The Consumer Product Safety Commission published data showing over 3 times as many crib related infant fatalities compared to adult bed accidents. If practiced intentionally by informed parents bed sharing is undeniably safer for babies than isolated crib sleeping. But, that’s a big IF.

There are many risk factors, which can make bed sharing dangerous. If either parent smokes, is obese, intoxicated or if the baby is bottle fed, bed sharing should never be practiced. But, even if you can’t share a sleep surface, many of the benefits outlined in this post can be experienced by room sharing or a sidecar arrangement. Just because bed sharing can be practiced recklessly doesn’t mean we can’t practice it safely. People can choke when eating. It doesn’t mean we stop eating, instead, we learn how to eat safely.

Hospitals and government organizations are doing families a great disservice when they issue blanket statements suggesting bed sharing is dangerous. Wouldn’t the medical profession serve families better by identifying individual risk factors and teaching parents how to share their beds responsibly?
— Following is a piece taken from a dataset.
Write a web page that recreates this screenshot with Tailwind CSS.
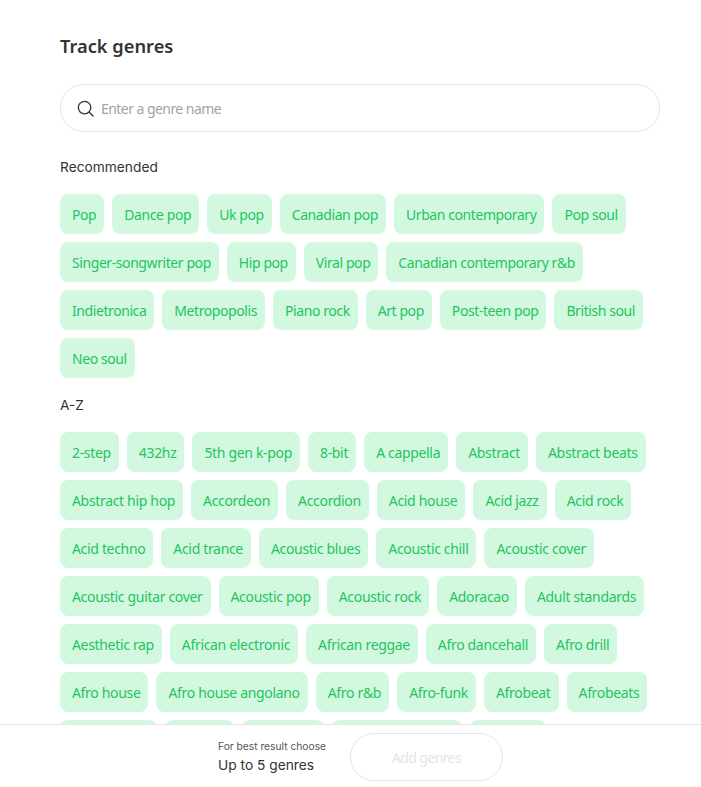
<!DOCTYPE html>
<html lang="en">
<head>
<meta charset="UTF-8">
<title>Track genres</title>
<script src="https://cdn.jsdelivr.net/npm/@tailwindcss/browser@4"></script>
</head>
<body class="bg-white font-['Noto_Sans',sans-serif]">
<div class="h-[787px] flex flex-col overflow-hidden">
  <main class="flex-1 min-h-0 overflow-hidden pl-[60px] pr-[41px] pt-[32px]">
    <h1 class="text-[18.25px] leading-[28px] font-semibold text-[#333]">Track genres</h1>
    <div class="mt-[24px] h-[48px] flex items-center rounded-full border border-[#e5e5e5] pl-[16px]">
      <svg class="w-[17px] h-[17px] text-[#333]" viewBox="0 0 18 18" fill="none" stroke="currentColor" stroke-width="1.4" stroke-linecap="round"><circle cx="8" cy="8" r="6.6"/><path d="M13 13l4 4"/></svg>
      <span class="ml-[7px] text-[14px] tracking-[-0.55px] text-[#a3a3a3]">Enter a genre name</span>
    </div>
    <h2 class="mt-[25px] text-[13.75px] leading-[20px] font-['Inter',sans-serif] text-[#333]">Recommended</h2>
    <div class="mt-[17px] flex flex-wrap gap-[8px] text-[14px] tracking-[-0.42px] text-[#22c55e]">
      <span class="h-[40px] pl-[12px] pr-[8px] flex items-center rounded-[8px] bg-[#d3f8e0]">Pop</span>
      <span class="h-[40px] pl-[12px] pr-[8px] flex items-center rounded-[8px] bg-[#d3f8e0]">Dance pop</span>
      <span class="h-[40px] pl-[12px] pr-[8px] flex items-center rounded-[8px] bg-[#d3f8e0]">Uk pop</span>
      <span class="h-[40px] pl-[12px] pr-[8px] flex items-center rounded-[8px] bg-[#d3f8e0]">Canadian pop</span>
      <span class="h-[40px] pl-[12px] pr-[8px] flex items-center rounded-[8px] bg-[#d3f8e0]">Urban contemporary</span>
      <span class="h-[40px] pl-[12px] pr-[8px] flex items-center rounded-[8px] bg-[#d3f8e0]">Pop soul</span>
      <span class="h-[40px] pl-[12px] pr-[8px] flex items-center rounded-[8px] bg-[#d3f8e0]">Singer-songwriter pop</span>
      <span class="h-[40px] pl-[12px] pr-[8px] flex items-center rounded-[8px] bg-[#d3f8e0]">Hip pop</span>
      <span class="h-[40px] pl-[12px] pr-[8px] flex items-center rounded-[8px] bg-[#d3f8e0]">Viral pop</span>
      <span class="h-[40px] pl-[12px] pr-[8px] flex items-center rounded-[8px] bg-[#d3f8e0]">Canadian contemporary r&amp;b</span>
      <span class="h-[40px] pl-[12px] pr-[8px] flex items-center rounded-[8px] bg-[#d3f8e0]">Indietronica</span>
      <span class="h-[40px] pl-[12px] pr-[8px] flex items-center rounded-[8px] bg-[#d3f8e0]">Metropopolis</span>
      <span class="h-[40px] pl-[12px] pr-[8px] flex items-center rounded-[8px] bg-[#d3f8e0]">Piano rock</span>
      <span class="h-[40px] pl-[12px] pr-[8px] flex items-center rounded-[8px] bg-[#d3f8e0]">Art pop</span>
      <span class="h-[40px] pl-[12px] pr-[8px] flex items-center rounded-[8px] bg-[#d3f8e0]">Post-teen pop</span>
      <span class="h-[40px] pl-[12px] pr-[8px] flex items-center rounded-[8px] bg-[#d3f8e0]">British soul</span>
      <span class="h-[40px] pl-[12px] pr-[8px] flex items-center rounded-[8px] bg-[#d3f8e0]">Neo soul</span>
    </div>
    <h2 class="mt-[17px] text-[13.75px] leading-[20px] font-['Inter',sans-serif] text-[#333]">A-Z</h2>
    <div class="mt-[17px] flex flex-wrap gap-[8px] text-[14px] tracking-[-0.33px] text-[#22c55e]">
      <span class="h-[40px] pl-[12px] pr-[8px] flex items-center rounded-[8px] bg-[#d3f8e0]">2-step</span>
      <span class="h-[40px] pl-[12px] pr-[8px] flex items-center rounded-[8px] bg-[#d3f8e0]">432hz</span>
      <span class="h-[40px] pl-[12px] pr-[8px] flex items-center rounded-[8px] bg-[#d3f8e0]">5th gen k-pop</span>
      <span class="h-[40px] pl-[12px] pr-[8px] flex items-center rounded-[8px] bg-[#d3f8e0]">8-bit</span>
      <span class="h-[40px] pl-[12px] pr-[8px] flex items-center rounded-[8px] bg-[#d3f8e0]">A cappella</span>
      <span class="h-[40px] pl-[12px] pr-[8px] flex items-center rounded-[8px] bg-[#d3f8e0]">Abstract</span>
      <span class="h-[40px] pl-[12px] pr-[8px] flex items-center rounded-[8px] bg-[#d3f8e0]">Abstract beats</span>
      <span class="h-[40px] pl-[12px] pr-[8px] flex items-center rounded-[8px] bg-[#d3f8e0]">Abstract hip hop</span>
      <span class="h-[40px] pl-[12px] pr-[8px] flex items-center rounded-[8px] bg-[#d3f8e0]">Accordeon</span>
      <span class="h-[40px] pl-[12px] pr-[8px] flex items-center rounded-[8px] bg-[#d3f8e0]">Accordion</span>
      <span class="h-[40px] pl-[12px] pr-[8px] flex items-center rounded-[8px] bg-[#d3f8e0]">Acid house</span>
      <span class="h-[40px] pl-[12px] pr-[8px] flex items-center rounded-[8px] bg-[#d3f8e0]">Acid jazz</span>
      <span class="h-[40px] pl-[12px] pr-[8px] flex items-center rounded-[8px] bg-[#d3f8e0]">Acid rock</span>
      <span class="h-[40px] pl-[12px] pr-[8px] flex items-center rounded-[8px] bg-[#d3f8e0]">Acid techno</span>
      <span class="h-[40px] pl-[12px] pr-[8px] flex items-center rounded-[8px] bg-[#d3f8e0]">Acid trance</span>
      <span class="h-[40px] pl-[12px] pr-[8px] flex items-center rounded-[8px] bg-[#d3f8e0]">Acoustic blues</span>
      <span class="h-[40px] pl-[12px] pr-[8px] flex items-center rounded-[8px] bg-[#d3f8e0]">Acoustic chill</span>
      <span class="h-[40px] pl-[12px] pr-[8px] flex items-center rounded-[8px] bg-[#d3f8e0]">Acoustic cover</span>
      <span class="h-[40px] pl-[12px] pr-[8px] flex items-center rounded-[8px] bg-[#d3f8e0]">Acoustic guitar cover</span>
      <span class="h-[40px] pl-[12px] pr-[8px] flex items-center rounded-[8px] bg-[#d3f8e0]">Acoustic pop</span>
      <span class="h-[40px] pl-[12px] pr-[8px] flex items-center rounded-[8px] bg-[#d3f8e0]">Acoustic rock</span>
      <span class="h-[40px] pl-[12px] pr-[8px] flex items-center rounded-[8px] bg-[#d3f8e0]">Adoracao</span>
      <span class="h-[40px] pl-[12px] pr-[8px] flex items-center rounded-[8px] bg-[#d3f8e0]">Adult standards</span>
      <span class="h-[40px] pl-[12px] pr-[8px] flex items-center rounded-[8px] bg-[#d3f8e0]">Aesthetic rap</span>
      <span class="h-[40px] pl-[12px] pr-[8px] flex items-center rounded-[8px] bg-[#d3f8e0]">African electronic</span>
      <span class="h-[40px] pl-[12px] pr-[8px] flex items-center rounded-[8px] bg-[#d3f8e0]">African reggae</span>
      <span class="h-[40px] pl-[12px] pr-[8px] flex items-center rounded-[8px] bg-[#d3f8e0]">Afro dancehall</span>
      <span class="h-[40px] pl-[12px] pr-[8px] flex items-center rounded-[8px] bg-[#d3f8e0]">Afro drill</span>
      <span class="h-[40px] pl-[12px] pr-[8px] flex items-center rounded-[8px] bg-[#d3f8e0]">Afro house</span>
      <span class="h-[40px] pl-[12px] pr-[8px] flex items-center rounded-[8px] bg-[#d3f8e0]">Afro house angolano</span>
      <span class="h-[40px] pl-[12px] pr-[8px] flex items-center rounded-[8px] bg-[#d3f8e0]">Afro r&amp;b</span>
      <span class="h-[40px] pl-[12px] pr-[8px] flex items-center rounded-[8px] bg-[#d3f8e0]">Afro-funk</span>
      <span class="h-[40px] pl-[12px] pr-[8px] flex items-center rounded-[8px] bg-[#d3f8e0]">Afrobeat</span>
      <span class="h-[40px] pl-[12px] pr-[8px] flex items-center rounded-[8px] bg-[#d3f8e0]">Afrobeats</span>
      <span class="h-[40px] w-[97px] rounded-[8px] bg-[#d3f8e0]"></span>
      <span class="h-[40px] w-[69px] rounded-[8px] bg-[#d3f8e0]"></span>
      <span class="h-[40px] w-[82px] rounded-[8px] bg-[#d3f8e0]"></span>
      <span class="h-[40px] w-[130px] rounded-[8px] bg-[#d3f8e0]"></span>
      <span class="h-[40px] w-[76px] rounded-[8px] bg-[#d3f8e0]"></span>
    </div>
  </main>
  <footer class="h-[63px] shrink-0 border-t border-[#e5e5e5] bg-white flex items-center justify-center gap-[24px] pl-[20px] pt-[2px]">
    <div class="w-[108px] font-['Inter',sans-serif] whitespace-nowrap">
      <p class="text-[10.25px] leading-[14px] text-[#555]">For best result choose</p>
      <p class="mt-[2px] text-[13.75px] leading-[20px] text-[#333]">Up to 5 genres</p>
    </div>
    <button class="w-[153px] h-[48px] rounded-full border border-[#e5e5e5] bg-white text-[14px] tracking-[-0.6px] text-[#e5e5e5]">Add genres</button>
  </footer>
</div>
</body>
</html>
When we inform ourselves our perspective quickly shifts. The onus should not be on science to prove what humans have been doing for millennia is safe. Rather crib manufacturers, pacifier companies and formula producers pushing a commercial agenda must prove their alternative is somehow better.

I spent three days in the hospital after my son’s birth. The sign on the wall blended into the background and nurse after nurse whispered in hushed voices they bed share at home, but the official lie they must tell is crib sleeping is best.